Idio (personal) - glōssa (tongue) are idiosyncratic languages most often developed by young children, specifically twins. Idioglossia-inclined children are often exposed to multiple languages, as was the case with Grace and Ginny whose father Tom spoke English while their mother and grandmother spoke German. Considering Gorin’s own subjectivity as a native French-speaker in the U.S, Poto and Cabengo traces how language alienates and engulfs the girls.
IDIOGLOSSIA looks at the secrets and codes of language(s).
Can language develop outside of ‘state, institutional, and ideological’ Power? (1)
Can movement across languages combat the conflict that emerges from difference? (2)
Can language be assessed without definition or translation? (3)
1. “In contemporary societies, the simplest division of languages bears on their relation to Power.
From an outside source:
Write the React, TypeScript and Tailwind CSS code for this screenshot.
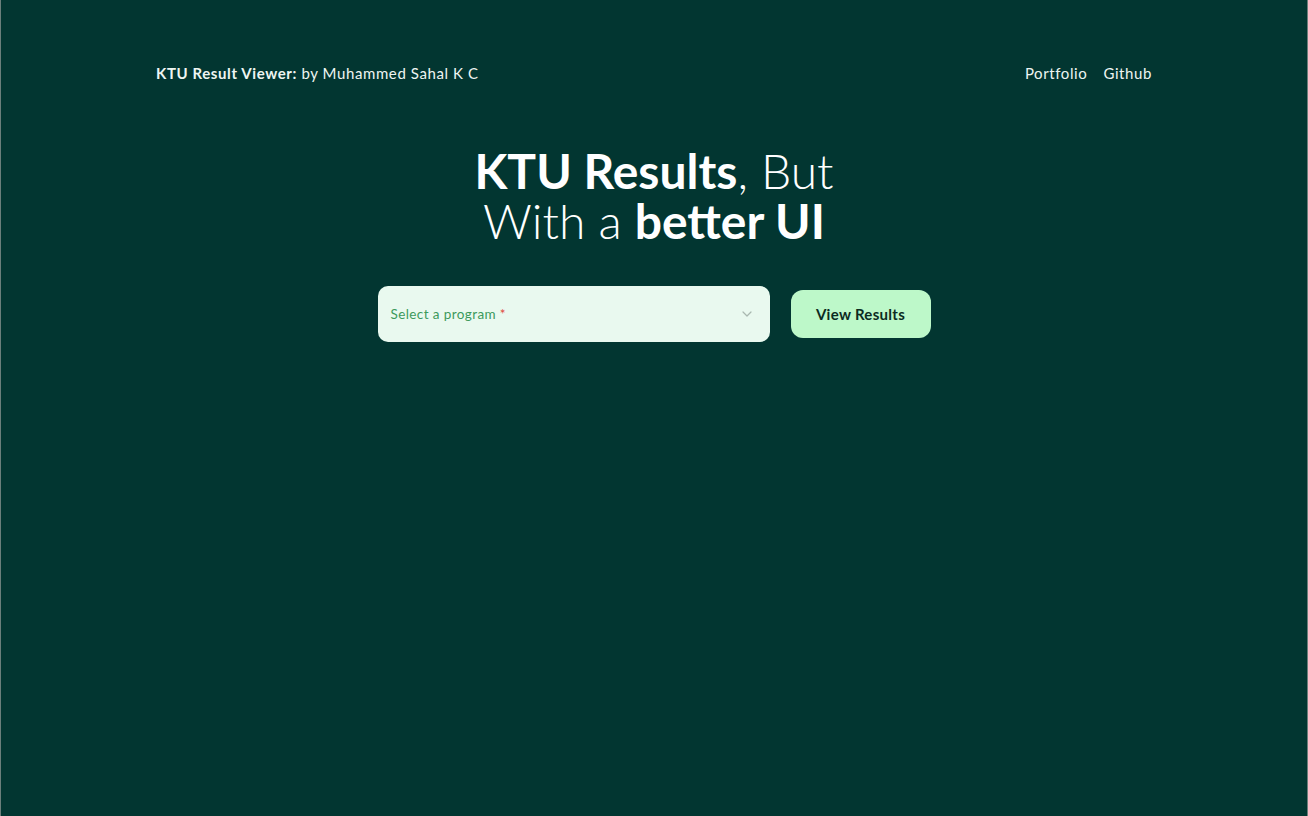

There are languages which are articulated, which develop, and which are marked in the light (or the shadow) of Power, of its many state, institutional, ideological machineries; I shall call these encratic languages or discourses. And facing them, there are languages which are elaborated, which feel their way, and which are themselves outside of Power and/or against Power; I shall call these acratic languages or discourses.” (The War of Languages, Roland Barthes)
2. What does it really mean to know several languages? Perhaps having more than one string to one’s bow. Several languages are several worlds, several ways to open oneself to the world.” (“More Than One Language”, Barbara Cassin)
3. “Fümms bö wö tää zää Uu,
Kwii Ee.” (Ursonate, Kurt Schwitters)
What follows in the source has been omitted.